Uneven playing fields emerge: large incumbents with sophisticated advocacy teams gain advantages, while smaller firms or new entrants struggle with compliance or miss relief opportunities. This entrenches market concentration.
Public trust erodes when final rules appear closely aligned with lobbyist input, even when technically justified. Enforcement leniency risks perceptions of favoritism, especially if high-profile violations go lightly punished.
Transparency limitations persist. While comment dockets are public, the full extent of informal influence—off-the-record meetings, agency staff interactions—remains harder to track, reducing accountability.
Opportunities
Targeted relief can align government and industry on practical outcomes. Streamlined permitting accelerates infrastructure deployment, supporting energy reliability, broadband access, and economic development. Flexible compliance options encourage innovation in pollution control or risk management rather than rigid mandates.
When lobbying provides high-quality data and analysis, agencies make better-informed decisions, improving rule effectiveness. Enforcement adjustments that focus on high-impact areas rather than blanket actions can allocate resources more efficiently.

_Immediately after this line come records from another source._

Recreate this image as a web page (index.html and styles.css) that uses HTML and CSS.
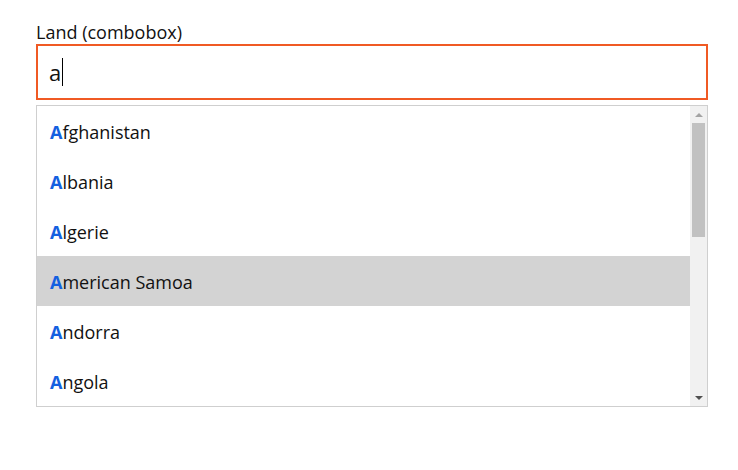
FILE: index.html
```html
<!DOCTYPE html>
<html lang="no">
<head>
<meta charset="utf-8">
<link rel="stylesheet" href="styles.css">
</head>
<body>
<div class="field">
  <label class="label" for="land">Land (combobox)</label>
  <div class="input"><span class="value">a</span><span class="caret"></span></div>
  <div class="listbox">
    <ul class="options">
      <li class="option"><b>A</b>fghanistan</li>
      <li class="option"><b>A</b>lbania</li>
      <li class="option"><b>A</b>lgerie</li>
      <li class="option active"><b>A</b>merican Samoa</li>
      <li class="option"><b>A</b>ndorra</li>
      <li class="option"><b>A</b>ngola</li>
    </ul>
    <div class="scrollbar">
      <div class="arrow up"></div>
      <div class="track"><div class="thumb"></div></div>
      <div class="arrow down"></div>
    </div>
  </div>
</div>
</body>
</html>
```
FILE: styles.css
```css
html, body { margin: 0; padding: 0; background: #fff; }
body {
  font-family: "Open Sans", "Noto Sans", sans-serif;
  color: #111;
  padding: 20px 30px 0 36px;
}
.field { display: flex; flex-direction: column; width: 672px; }
.label { font-size: 18px; line-height: 24px; height: 24px; }
.input {
  box-sizing: border-box;
  height: 56px;
  border: 2px solid #f05a24;
  display: flex;
  align-items: center;
  padding-left: 11px;
  font-size: 22px;
}
.caret { width: 1px; height: 28px; background: #000; margin-left: 1px; }
.listbox {
  margin-top: 5px;
  box-sizing: border-box;
  height: 302px;
  border: 1px solid #cfcfcf;
  display: flex;
  overflow: hidden;
}
.options { list-style: none; margin: 0; padding: 0; flex: 1; }
.option {
  height: 50px;
  display: flex;
  align-items: center;
  padding-left: 13px;
  font-size: 18px;
  padding-top: 1px;
  box-sizing: border-box;
}
.option b { color: #1460e0; font-weight: 700; }
.option.active { background: #d3d3d3; }
.scrollbar {
  width: 17px;
  background: #f1f1f1;
  display: flex;
  flex-direction: column;
}
.arrow { height: 17px; display: flex; align-items: center; justify-content: center; }
.arrow.up::before {
  content: ""; border-left: 4px solid transparent; border-right: 4px solid transparent;
  border-bottom: 4px solid #a3a3a3;
}
.arrow.down::before {
  content: ""; border-left: 4px solid transparent; border-right: 4px solid transparent;
  border-top: 4px solid #505050;
}
.track { flex: 1; padding: 0 2px; }
.thumb { height: 114px; background: #c1c1c1; }
```
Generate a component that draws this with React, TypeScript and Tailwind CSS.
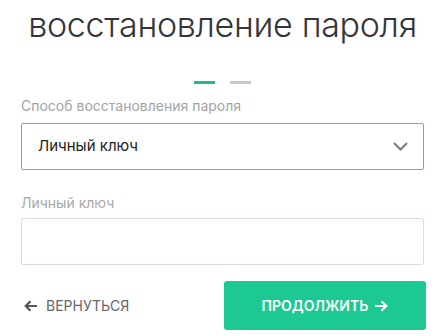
import React, { useState } from "react";

const ChevronDown: React.FC = () => (
  <svg width="15" height="9" viewBox="0 0 15 9" fill="none">
    <path d="M1 1l6.5 6.5L14 1" stroke="#7a7a7a" strokeWidth="2" />
  </svg>
);

const Arrow: React.FC<{ dir: "left" | "right"; color: string }> = ({ dir, color }) => (
  <svg
    width="13"
    height="12"
    viewBox="0 0 13 12"
    fill="none"
    style={{ transform: dir === "left" ? "scaleX(-1)" : undefined }}
  >
    <path d="M0 6h11M6.5 1.2L11.3 6l-4.8 4.8" stroke={color} strokeWidth="2.2" />
  </svg>
);

const App: React.FC = () => {
  const [key, setKey] = useState("");

  return (
    <div
      className="w-[445px] h-[336px] bg-white px-[21px] overflow-hidden"
      style={{ fontFamily: "Inter, 'Noto Sans', sans-serif" }}
    >
      {/* Title */}
      <h1 className="text-center whitespace-nowrap text-[34px] font-light leading-[44px] pt-[3px] text-[#34343a] tracking-[-0.3px] mx-[-21px]">
        восстановление пароля
      </h1>

      {/* Step indicator */}
      <div className="flex justify-center gap-[15px] mt-[34px]">
        <span className="w-[21px] h-[3px] bg-[#20b990]" />
        <span className="w-[21px] h-[3px] bg-[#c8c8c8]" />
      </div>

      {/* Recovery method */}
      <label className="block mt-[13px] text-[14px] leading-[18px] text-[#a3a3a3]">
        Способ восстановления пароля
      </label>
      <div className="mt-[8px] h-[47px] border border-[#46c2a4] rounded-[2px] flex items-center justify-between pl-[16px] pr-[15px]">
        <span className="text-[15px] text-[#222]">Личный ключ</span>
        <ChevronDown />
      </div>

      {/* Personal key */}
      <label className="block mt-[24px] text-[14px] leading-[18px] text-[#a8a8a8]">
        Личный ключ
      </label>
      <input
        value={key}
        onChange={(e) => setKey(e.target.value)}
        className="mt-[6px] block w-full h-[47px] border border-[#d7dede] rounded-[2px] px-[16px] text-[15px] outline-none"
      />

      {/* Actions */}
      <div className="mt-[16px] flex items-center justify-between">
        <button className="flex items-center gap-[9px] pl-[3px] text-[14px] text-[#666] uppercase">
          <Arrow dir="left" color="#555" />
          Вернуться
        </button>
        <button className="w-[202px] h-[49px] rounded-[3px] bg-[#1cc993] text-white text-[14px] font-semibold uppercase flex items-center justify-center gap-[7px] mr-[-2px]">
          Продолжить
          <Arrow dir="right" color="#fff" />
        </button>
      </div>
    </div>
  );
};

export default App;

Transparency improvements, such as enhanced meeting logs and third-party analyses of comment influence, offer potential to maintain legitimate advocacy while reducing capture risks.
Conclusion
In 2026, lobbying influence on rulemaking and enforcement will likely deliver meaningful regulatory relief to energy, finance, manufacturing, and telecom sectors, translating into faster permitting, lower compliance costs, and adjusted enforcement that supports capital deployment and returns. The mechanics favor sustained, well-resourced advocacy, reinforcing the influence-capital feedback loop. While policy distortions, competitive imbalances, and trust issues present real challenges, the system can produce practical alignments when input is evidence-based. Most probable trajectory: continued industry success in shaping rules to ease burdens, with incremental transparency gains and occasional pushback introducing limited constraints over time.